● Goal of the exercise
Note each line where "styles" appears, and copy it.

● Raw data
◇ ◇ ◇ ◇ ◇

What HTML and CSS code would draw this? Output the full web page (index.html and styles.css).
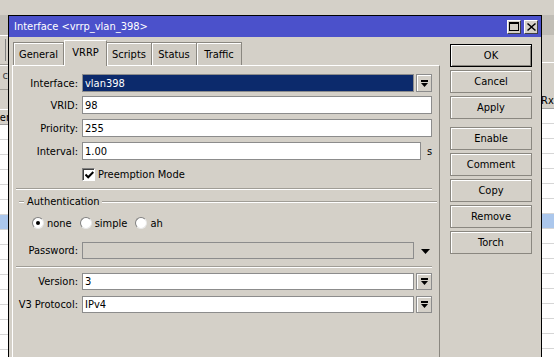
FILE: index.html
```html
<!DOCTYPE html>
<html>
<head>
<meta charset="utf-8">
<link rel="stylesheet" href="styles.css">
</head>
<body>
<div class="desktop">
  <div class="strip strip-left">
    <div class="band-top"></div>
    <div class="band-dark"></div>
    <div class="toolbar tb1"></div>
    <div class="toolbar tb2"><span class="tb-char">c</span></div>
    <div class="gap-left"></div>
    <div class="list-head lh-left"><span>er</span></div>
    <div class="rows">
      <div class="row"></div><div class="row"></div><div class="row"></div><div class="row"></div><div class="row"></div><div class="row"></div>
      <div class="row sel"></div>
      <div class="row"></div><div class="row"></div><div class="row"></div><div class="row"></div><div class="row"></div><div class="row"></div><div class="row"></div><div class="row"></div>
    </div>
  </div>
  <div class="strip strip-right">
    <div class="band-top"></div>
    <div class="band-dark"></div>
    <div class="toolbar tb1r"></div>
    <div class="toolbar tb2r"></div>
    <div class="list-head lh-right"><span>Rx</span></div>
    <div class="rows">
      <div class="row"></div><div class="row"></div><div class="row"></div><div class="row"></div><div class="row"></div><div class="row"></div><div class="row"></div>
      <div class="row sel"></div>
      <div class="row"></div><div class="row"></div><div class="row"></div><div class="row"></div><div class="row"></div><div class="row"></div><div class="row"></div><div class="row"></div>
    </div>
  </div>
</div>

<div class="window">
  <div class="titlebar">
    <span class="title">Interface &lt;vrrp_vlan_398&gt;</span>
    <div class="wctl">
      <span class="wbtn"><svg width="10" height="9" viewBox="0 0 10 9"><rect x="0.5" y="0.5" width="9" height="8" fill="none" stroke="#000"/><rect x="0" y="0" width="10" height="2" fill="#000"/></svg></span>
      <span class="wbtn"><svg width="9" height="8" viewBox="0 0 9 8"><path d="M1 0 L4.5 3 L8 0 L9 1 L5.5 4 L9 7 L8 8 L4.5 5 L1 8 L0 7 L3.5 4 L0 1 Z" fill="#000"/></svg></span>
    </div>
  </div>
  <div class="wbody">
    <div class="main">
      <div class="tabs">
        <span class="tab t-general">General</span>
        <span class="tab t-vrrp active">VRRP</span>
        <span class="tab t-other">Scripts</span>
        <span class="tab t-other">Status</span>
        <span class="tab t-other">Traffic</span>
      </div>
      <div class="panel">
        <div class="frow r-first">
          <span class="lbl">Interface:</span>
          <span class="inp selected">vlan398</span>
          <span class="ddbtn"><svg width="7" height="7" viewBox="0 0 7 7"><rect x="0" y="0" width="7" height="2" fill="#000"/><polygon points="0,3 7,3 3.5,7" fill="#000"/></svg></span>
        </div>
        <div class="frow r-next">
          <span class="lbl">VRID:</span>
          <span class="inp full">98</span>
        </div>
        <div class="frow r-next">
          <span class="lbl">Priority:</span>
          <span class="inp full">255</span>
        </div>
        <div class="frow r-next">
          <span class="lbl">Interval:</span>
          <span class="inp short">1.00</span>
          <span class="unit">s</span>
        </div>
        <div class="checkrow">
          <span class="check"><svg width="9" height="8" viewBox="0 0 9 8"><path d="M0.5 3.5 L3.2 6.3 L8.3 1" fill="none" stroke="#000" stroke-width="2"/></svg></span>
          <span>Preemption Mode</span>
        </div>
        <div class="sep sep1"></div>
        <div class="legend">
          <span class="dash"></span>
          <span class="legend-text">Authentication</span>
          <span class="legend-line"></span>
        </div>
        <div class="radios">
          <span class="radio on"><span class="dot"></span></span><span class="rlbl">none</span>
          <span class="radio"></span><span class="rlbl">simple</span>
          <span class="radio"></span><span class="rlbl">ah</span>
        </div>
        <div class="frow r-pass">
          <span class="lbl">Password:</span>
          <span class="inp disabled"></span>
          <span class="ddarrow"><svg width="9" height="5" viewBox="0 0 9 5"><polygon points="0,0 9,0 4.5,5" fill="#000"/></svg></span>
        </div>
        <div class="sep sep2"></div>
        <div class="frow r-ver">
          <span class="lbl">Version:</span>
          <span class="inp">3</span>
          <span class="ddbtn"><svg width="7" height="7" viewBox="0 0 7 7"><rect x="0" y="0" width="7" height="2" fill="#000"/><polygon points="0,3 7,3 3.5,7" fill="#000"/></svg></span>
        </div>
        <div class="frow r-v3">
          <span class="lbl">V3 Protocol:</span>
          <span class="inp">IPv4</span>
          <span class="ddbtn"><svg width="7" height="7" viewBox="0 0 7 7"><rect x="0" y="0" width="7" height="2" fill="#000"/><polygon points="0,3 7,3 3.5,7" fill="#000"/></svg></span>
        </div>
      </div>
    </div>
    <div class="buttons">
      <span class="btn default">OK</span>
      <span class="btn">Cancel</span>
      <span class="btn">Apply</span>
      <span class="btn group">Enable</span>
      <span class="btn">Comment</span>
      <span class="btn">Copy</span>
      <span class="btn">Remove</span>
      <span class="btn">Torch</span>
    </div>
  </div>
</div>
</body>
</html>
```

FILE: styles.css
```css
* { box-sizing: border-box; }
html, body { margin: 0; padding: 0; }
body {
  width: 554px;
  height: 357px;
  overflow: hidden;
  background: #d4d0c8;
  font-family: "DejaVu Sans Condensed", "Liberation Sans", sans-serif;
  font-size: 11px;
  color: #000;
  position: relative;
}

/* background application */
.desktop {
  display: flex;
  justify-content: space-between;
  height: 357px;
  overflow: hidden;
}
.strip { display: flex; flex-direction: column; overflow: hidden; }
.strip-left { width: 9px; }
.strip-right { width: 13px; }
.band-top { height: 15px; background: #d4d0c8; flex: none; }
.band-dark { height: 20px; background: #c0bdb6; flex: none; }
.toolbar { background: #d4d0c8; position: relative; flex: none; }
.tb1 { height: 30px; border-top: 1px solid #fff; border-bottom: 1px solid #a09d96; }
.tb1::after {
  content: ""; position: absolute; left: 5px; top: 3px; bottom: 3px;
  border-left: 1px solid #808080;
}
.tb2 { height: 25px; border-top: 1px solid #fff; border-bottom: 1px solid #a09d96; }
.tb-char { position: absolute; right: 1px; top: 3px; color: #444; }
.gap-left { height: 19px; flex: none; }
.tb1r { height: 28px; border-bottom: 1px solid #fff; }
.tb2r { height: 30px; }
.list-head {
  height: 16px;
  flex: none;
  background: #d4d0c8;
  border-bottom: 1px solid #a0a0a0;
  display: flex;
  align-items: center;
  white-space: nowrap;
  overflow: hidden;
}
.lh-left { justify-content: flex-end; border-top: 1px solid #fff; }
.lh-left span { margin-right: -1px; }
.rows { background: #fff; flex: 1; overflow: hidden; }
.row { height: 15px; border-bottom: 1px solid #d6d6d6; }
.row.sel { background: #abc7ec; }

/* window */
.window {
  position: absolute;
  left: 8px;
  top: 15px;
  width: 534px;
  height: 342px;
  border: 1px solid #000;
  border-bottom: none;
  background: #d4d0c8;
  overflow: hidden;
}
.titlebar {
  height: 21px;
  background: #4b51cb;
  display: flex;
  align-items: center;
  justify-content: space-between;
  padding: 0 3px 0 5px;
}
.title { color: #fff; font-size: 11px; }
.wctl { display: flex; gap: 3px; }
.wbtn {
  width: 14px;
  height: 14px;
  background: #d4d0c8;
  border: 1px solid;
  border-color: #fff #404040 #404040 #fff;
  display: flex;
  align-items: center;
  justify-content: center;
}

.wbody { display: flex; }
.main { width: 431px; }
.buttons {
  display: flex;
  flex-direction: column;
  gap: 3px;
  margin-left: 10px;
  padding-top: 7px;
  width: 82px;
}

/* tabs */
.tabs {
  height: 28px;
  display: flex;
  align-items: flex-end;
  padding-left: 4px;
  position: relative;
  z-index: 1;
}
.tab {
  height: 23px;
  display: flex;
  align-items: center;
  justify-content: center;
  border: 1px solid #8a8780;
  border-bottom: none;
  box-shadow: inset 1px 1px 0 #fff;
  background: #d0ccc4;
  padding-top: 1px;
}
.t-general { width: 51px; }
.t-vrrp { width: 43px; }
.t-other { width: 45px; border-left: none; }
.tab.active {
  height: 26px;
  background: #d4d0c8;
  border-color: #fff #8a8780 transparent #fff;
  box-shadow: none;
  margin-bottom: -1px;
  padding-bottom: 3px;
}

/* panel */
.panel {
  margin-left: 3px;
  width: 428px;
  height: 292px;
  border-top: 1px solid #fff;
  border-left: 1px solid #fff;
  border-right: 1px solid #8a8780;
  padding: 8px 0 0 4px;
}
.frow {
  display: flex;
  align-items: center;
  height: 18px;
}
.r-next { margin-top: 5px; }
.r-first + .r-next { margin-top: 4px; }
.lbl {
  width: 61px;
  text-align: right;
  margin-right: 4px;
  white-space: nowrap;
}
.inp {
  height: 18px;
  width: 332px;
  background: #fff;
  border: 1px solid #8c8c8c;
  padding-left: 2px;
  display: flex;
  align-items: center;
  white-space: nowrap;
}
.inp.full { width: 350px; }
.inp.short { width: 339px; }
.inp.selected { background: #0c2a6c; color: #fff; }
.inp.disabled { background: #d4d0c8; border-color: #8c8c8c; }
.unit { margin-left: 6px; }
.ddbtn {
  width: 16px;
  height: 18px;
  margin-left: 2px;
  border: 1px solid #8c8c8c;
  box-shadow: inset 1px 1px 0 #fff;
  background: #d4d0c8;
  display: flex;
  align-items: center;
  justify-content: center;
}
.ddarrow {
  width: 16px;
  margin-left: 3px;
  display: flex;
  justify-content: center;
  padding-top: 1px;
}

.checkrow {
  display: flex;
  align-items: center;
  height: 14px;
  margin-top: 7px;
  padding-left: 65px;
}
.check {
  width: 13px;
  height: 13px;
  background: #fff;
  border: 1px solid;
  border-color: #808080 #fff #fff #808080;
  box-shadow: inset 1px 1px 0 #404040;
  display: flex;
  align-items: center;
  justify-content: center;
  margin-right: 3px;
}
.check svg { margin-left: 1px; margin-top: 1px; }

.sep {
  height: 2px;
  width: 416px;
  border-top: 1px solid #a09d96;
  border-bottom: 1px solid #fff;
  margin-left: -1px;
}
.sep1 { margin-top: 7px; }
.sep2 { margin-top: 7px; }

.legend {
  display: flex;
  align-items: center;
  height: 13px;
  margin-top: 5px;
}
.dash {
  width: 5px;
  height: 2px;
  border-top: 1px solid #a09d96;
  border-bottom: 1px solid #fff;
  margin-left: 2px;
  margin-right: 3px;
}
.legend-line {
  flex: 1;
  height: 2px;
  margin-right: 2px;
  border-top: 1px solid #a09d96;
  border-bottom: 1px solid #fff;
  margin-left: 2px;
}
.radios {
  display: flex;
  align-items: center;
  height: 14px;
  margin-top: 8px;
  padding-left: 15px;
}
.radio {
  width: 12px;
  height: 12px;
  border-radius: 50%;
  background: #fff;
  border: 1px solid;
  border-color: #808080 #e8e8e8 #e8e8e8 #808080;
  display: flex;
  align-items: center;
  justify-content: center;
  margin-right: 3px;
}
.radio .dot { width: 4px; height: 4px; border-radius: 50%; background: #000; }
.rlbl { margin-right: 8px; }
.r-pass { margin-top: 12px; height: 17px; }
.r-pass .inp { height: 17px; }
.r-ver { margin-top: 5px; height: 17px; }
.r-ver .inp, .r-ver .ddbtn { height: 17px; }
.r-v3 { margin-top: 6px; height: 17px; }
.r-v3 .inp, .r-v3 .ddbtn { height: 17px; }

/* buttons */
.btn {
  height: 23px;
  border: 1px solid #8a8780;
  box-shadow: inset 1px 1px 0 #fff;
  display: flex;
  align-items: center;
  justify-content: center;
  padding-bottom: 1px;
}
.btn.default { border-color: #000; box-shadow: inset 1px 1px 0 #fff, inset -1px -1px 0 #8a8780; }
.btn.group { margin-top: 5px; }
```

◇ ◇ ◇ ◇ ◇

● Task output
What HTML and CSS code would draw this? Output the full web page (index.html and styles.css).
<link rel="stylesheet" href="styles.css">
FILE: styles.css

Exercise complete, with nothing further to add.